The Notation Chooses You Back
There’s a subtler point that Babbage noticed and Iverson made explicit: notation is not a passive recording medium. It actively shapes what you think, what questions you ask, what generalizations you notice.
Write a problem in index notation, and you’ll think about components. Write it in coordinate-free notation, and you’ll think about geometric invariants. Write a quantum state as a column vector, and you’ll reach for matrix multiplication. Write it in bra-ket notation, and you’ll reach for inner products and projection operators. The answer is the same; the path to the answer is different; and the paths you don’t take — the questions that never occur to you because your notation doesn’t suggest them — are the invisible cost.

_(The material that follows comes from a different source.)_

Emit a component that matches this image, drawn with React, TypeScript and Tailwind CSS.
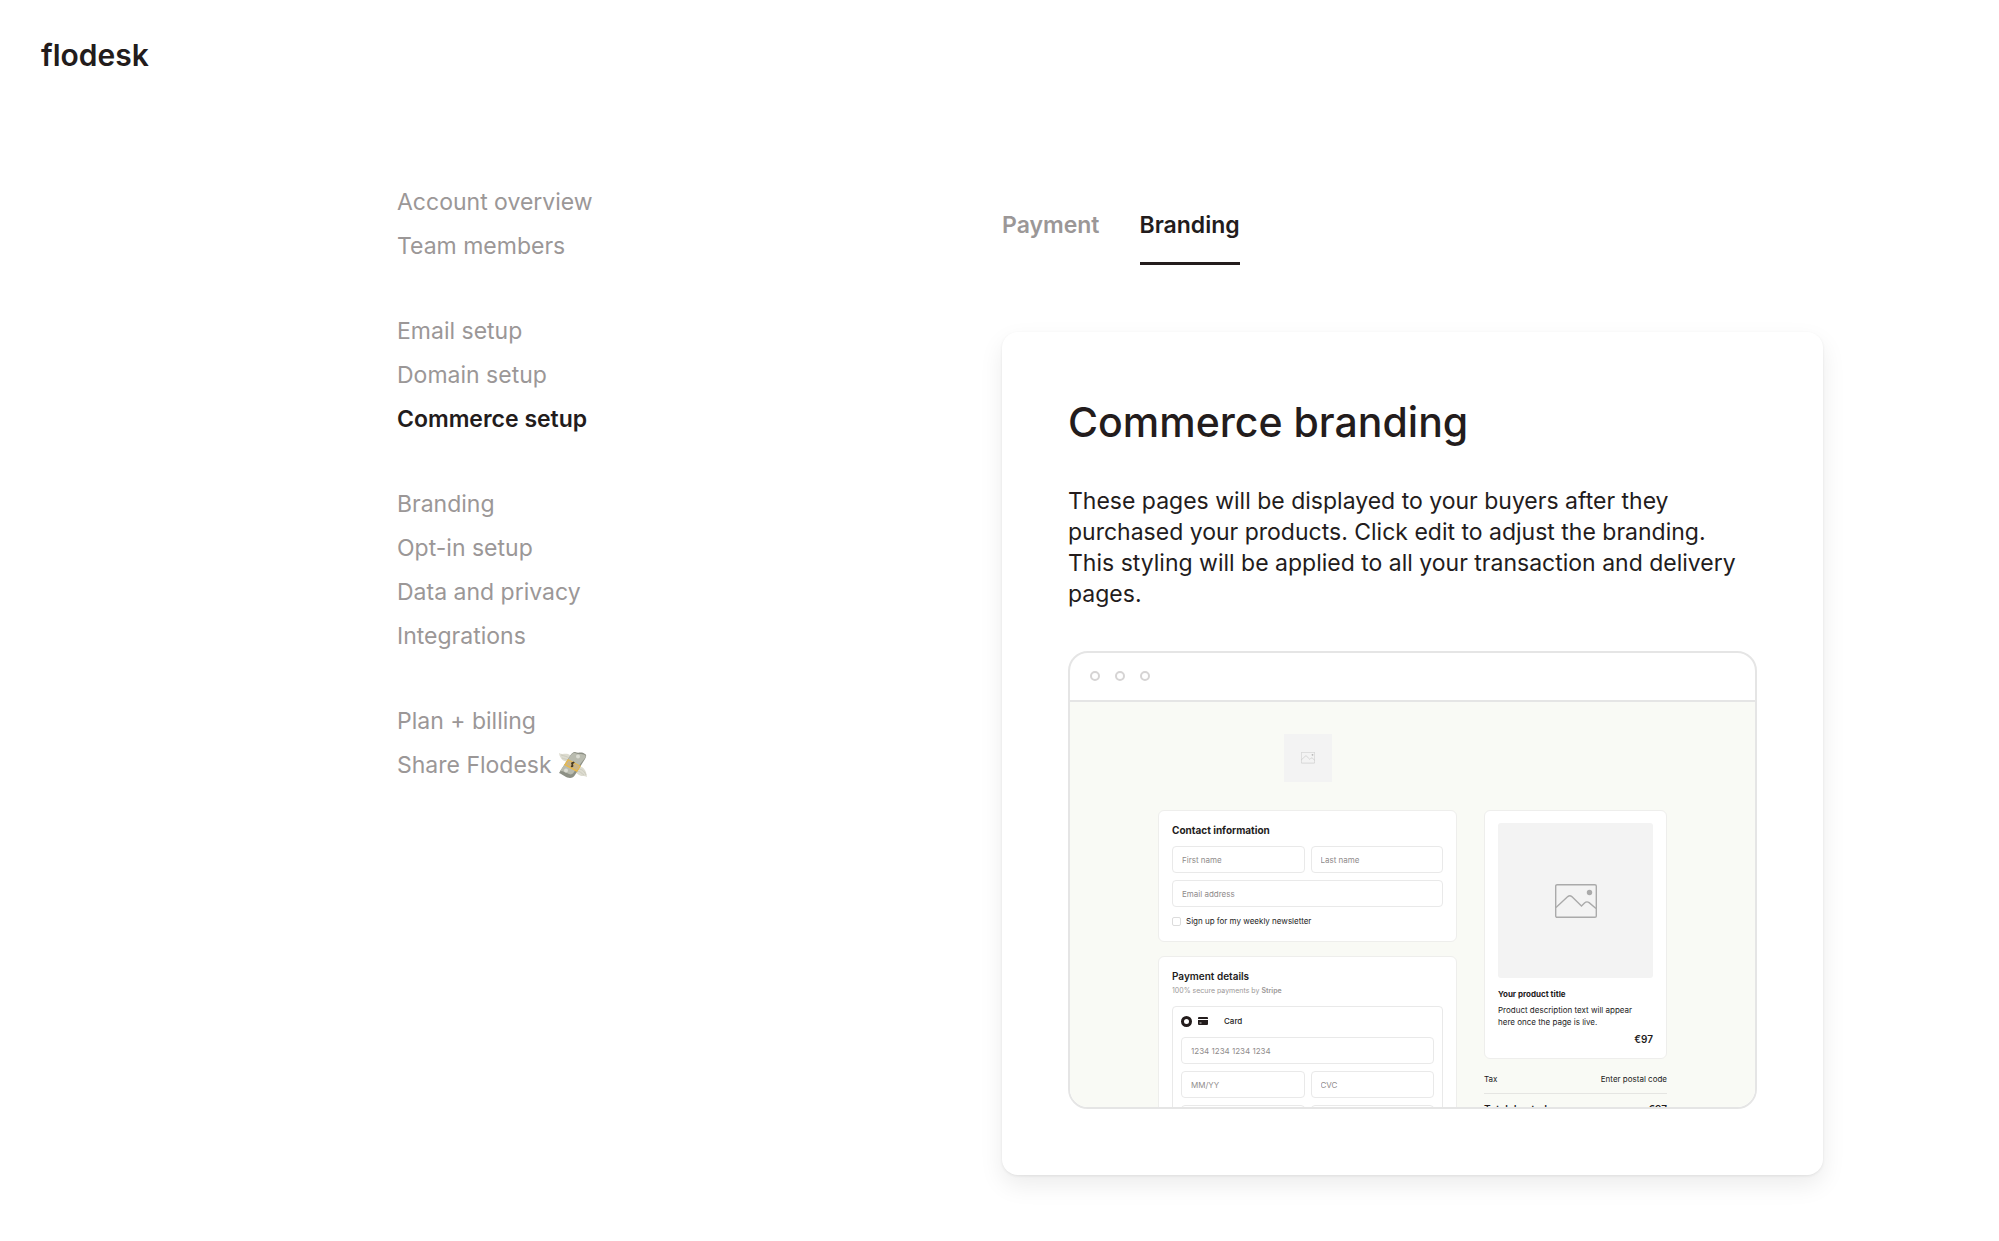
import { useState } from 'react';

const navGroups = [
  ['Account overview', 'Team members'],
  ['Email setup', 'Domain setup', 'Commerce setup'],
  ['Branding', 'Opt-in setup', 'Data and privacy', 'Integrations'],
  ['Plan + billing', 'Share Flodesk'],
];

const tabs = ['Payment', 'Branding'];

function MoneyWings() {
  return (
    <svg viewBox="0 0 30 28" className="h-7 w-[30px]" aria-hidden="true">
      <path d="M11 11C7 11 2 9 1 2c3 2 6 0 9 1 3 1 4 3 4 5z" fill="#dddcd0" />
      <path d="M3 4c3 1 6 1 9 4M4 7c2 1 4 1 7 2" stroke="#c8c7ba" strokeWidth="0.8" fill="none" />
      <path d="M19 17c3-3 9-1 10 9-3-2-5 0-8-2-2-1-4-3-4-4z" fill="#dddcd0" />
      <path d="M20 18c3 0 6 1 8 6M19 20c3 0 4 2 7 4" stroke="#c8c7ba" strokeWidth="0.8" fill="none" />
      <path d="M1 22 12 5c1-2 3-4 5-4 4 2 6-1 10 2 2 1 1 3 0 5L17 24c-1 2-3 3-5 3-4 0-6-3-11-5z" fill="#8d9085" />
      <path d="M2 20 13 4c1-2 3-2 4-2 4 2 6 0 10 2 1 1 1 2 0 3L16 21c-1 2-3 3-5 2-3-1-5-3-9-3z" fill="#b9bbaf" />
      <circle cx="20" cy="5.500" r="2" fill="#dbdcd3" />
      <circle cx="8" cy="19.500" r="2" fill="#dbdcd3" />
      <path d="m10 8 13 7-4 6-13-7z" fill="#e9b949" />
      <path d="m10.500 9.500 11 5.800-2.500 3.900-11-5.800z" fill="#c8b48a" />
      <path d="M16.500 11.500c-2-.8-3.500.5-2.300 2 1 1.200 1 2.500-1.200 2M15.800 10.800l-2.600 5.200" stroke="#4a3a20" strokeWidth="1.200" fill="none" />
    </svg>
  );
}

function ImageIcon({ className }: { className: string }) {
  return (
    <svg viewBox="0 0 42 34" fill="none" stroke="currentColor" strokeWidth="1.4" className={className} aria-hidden="true">
      <rect x="0.7" y="0.7" width="40.6" height="32.6" rx="1.4" />
      <path d="M1 23.500 12.800 12.600q2-1.700 4 0L26.500 22l3-3q2.200-2 4.600-.4L41 24.500" />
      <circle cx="34.500" cy="8.500" r="2.700" fill="currentColor" stroke="none" />
    </svg>
  );
}

function Field({ label }: { label: string }) {
  return (
    <input
      type="text"
      aria-label={label}
      placeholder={label}
      className="h-[27px] w-full min-w-0 rounded-[4px] border border-[#e9e9e9] bg-white px-[9px] text-[8px] text-[#231c1c] placeholder:text-[#8f8b8b]"
    />
  );
}

function CheckoutPreview() {
  return (
    <div className="flex h-[405px] gap-[27px] overflow-hidden bg-[#f9faf5] px-[88px] pt-8 text-[8px] leading-3">
      <div className="flex flex-1 flex-col gap-[14px]">
        <div className="mx-auto mb-[14px] flex size-12 shrink-0 items-center justify-center bg-[#f3f3f3]">
          <ImageIcon className="w-[14px] text-[#b5b5b5]" />
        </div>

        <div className="rounded-md border border-[#eeeeec] bg-white px-[13px] pt-3 pb-[14px]">
          <h3 className="text-[10px] leading-[15px] font-bold">Contact information</h3>
          <div className="mt-2 grid grid-cols-2 gap-x-[6px] gap-y-[7px]">
            <Field label="First name" />
            <Field label="Last name" />
            <div className="col-span-2">
              <Field label="Email address" />
            </div>
          </div>
          <label className="mt-2 flex items-center gap-[5px]">
            <input type="checkbox" className="size-[9px] appearance-none rounded-[2px] border border-[#dcdcdc] bg-white" />
            Sign up for my weekly newsletter
          </label>
        </div>

        <div className="rounded-md border border-[#eeeeec] bg-white px-[13px] py-3">
          <h3 className="text-[10px] leading-[15px] font-semibold">Payment details</h3>
          <p className="mt-px text-[7px] text-[#9b9797]">
            100% secure payments by <span className="font-semibold">Stripe</span>
          </p>
          <div className="mt-[9px] rounded-[4px] border border-[#e9e9e9] px-2 pt-2">
            <label className="flex items-center font-medium">
              <input type="radio" defaultChecked className="size-[11px] appearance-none rounded-full border-[3px] border-[#231c1c] bg-white" />
              <svg viewBox="0 0 10 8" className="ml-[6px] h-2 w-[10px]" aria-hidden="true">
                <path d="M1 0h8q1 0 1 1v1H0V1q0-1 1-1zM0 3h10v4q0 1-1 1H1Q0 8 0 7z" fill="#231c1c" />
                <path d="M1.500 6h2" stroke="#fff" strokeWidth="0.8" />
              </svg>
              <span className="ml-4">Card</span>
            </label>
            <div className="mt-[10px] grid grid-cols-2 gap-x-[6px] gap-y-[7px]">
              <div className="col-span-2">
                <Field label="1234 1234 1234 1234" />
              </div>
              <Field label="MM/YY" />
              <Field label="CVC" />
              <Field label="Country" />
              <Field label="Postal code" />
            </div>
          </div>
        </div>
      </div>

      <div className="mt-[76px] w-[183px]">
        <div className="rounded-md border border-[#eeeeec] bg-white px-[13px] pt-3 pb-[11px]">
          <div className="flex aspect-square items-center justify-center rounded-[3px] bg-[#f3f3f3]">
            <ImageIcon className="w-[42px] text-[#aaaaaa]" />
          </div>
          <h3 className="mt-[10px] font-bold">Your product title</h3>
          <p className="mt-1 pr-3">Product description text will appear here once the page is live.</p>
          <p className="mt-[3px] text-right text-[10px] leading-4 font-semibold">€97</p>
        </div>
        <div className="mt-[14px] flex justify-between border-b border-[#e5e5e2] pb-2">
          <span>Tax</span>
          <span>Enter postal code</span>
        </div>
        <div className="mt-[9px] flex justify-between text-[10px] font-semibold">
          <span>Total due today</span>
          <span>€97</span>
        </div>
      </div>
    </div>
  );
}

export default function App() {
  const [page, setPage] = useState('Commerce setup');
  const [tab, setTab] = useState('Branding');

  return (
    <div className="min-h-screen bg-white font-['Inter',sans-serif] text-[#231c1c]">
      <header className="flex h-[110px] items-center px-[41px]">
        <a href="#" className="text-[30px] font-semibold">flodesk</a>
      </header>

      <div className="flex pr-[176px] pb-16 pl-[397px]">
        <nav className="mt-[70px] flex w-[605px] shrink-0 flex-col gap-[41px]">
          {navGroups.map((group) => (
            <ul key={group[0]}>
              {group.map((item) => (
                <li key={item}>
                  <a
                    href="#"
                    onClick={() => setPage(item)}
                    className={`flex h-11 items-center gap-[6px] text-[23px] ${page === item ? 'font-semibold' : 'text-[#9b9797]'}`}
                  >
                    {item}
                    {item === 'Share Flodesk' && <MoneyWings />}
                  </a>
                </li>
              ))}
            </ul>
          ))}
        </nav>

        <main className="min-w-0 flex-1 pt-[99px]">
          <div className="flex gap-10">
            {tabs.map((t) => (
              <button
                key={t}
                onClick={() => setTab(t)}
                className={`h-14 border-b-[3px] pb-[21px] text-[23px] leading-[30px] font-semibold ${tab === t ? 'border-[#231c1c]' : 'border-transparent text-[#9b9797]'}`}
              >
                {t}
              </button>
            ))}
          </div>

          <section className="mt-[67px] rounded-2xl p-[66px] shadow-[0_10px_24px_rgba(0,0,0,0.08),0_1px_3px_rgba(0,0,0,0.08)]">
            <h1 className="text-[41px] leading-[48px] font-medium">Commerce branding</h1>
            <p className="mt-10 text-[23px] leading-[31px]">
              These pages will be displayed to your buyers after they purchased your products. Click edit to adjust the
              branding. This styling will be applied to all your transaction and delivery pages.
            </p>

            <div className="mt-[41px] overflow-hidden rounded-[20px] border-2 border-[#e5e5e5]">
              <div className="flex h-[49px] items-center gap-[15px] border-b-2 border-[#e5e5e5] px-5 pb-px">
                <span className="size-[10px] rounded-full border-2 border-[#d6d4d4]" />
                <span className="size-[10px] rounded-full border-2 border-[#d6d4d4]" />
                <span className="size-[10px] rounded-full border-2 border-[#d6d4d4]" />
              </div>
              <CheckoutPreview />
            </div>
          </section>
        </main>
      </div>
    </div>
  );
}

I once watched a mathematician I was working with rewrite half a thesis chapter because the notation had drifted. Not because the math was wrong — the math was fine — but because inconsistent notation forces the reader to maintain a translation table in working memory, and every byte of working memory spent on notation is a byte not spent on understanding the argument. The notation should be transparent enough to disappear.
The best notation is the notation you stop seeing. Like a well-designed tool, it becomes an extension of the hand. You don’t think about the hammer; you think about the nail. You don’t think about dy/dx; you think about the rate of change.
And that — the moment the symbol dissolves into the thought — is what good notation is for.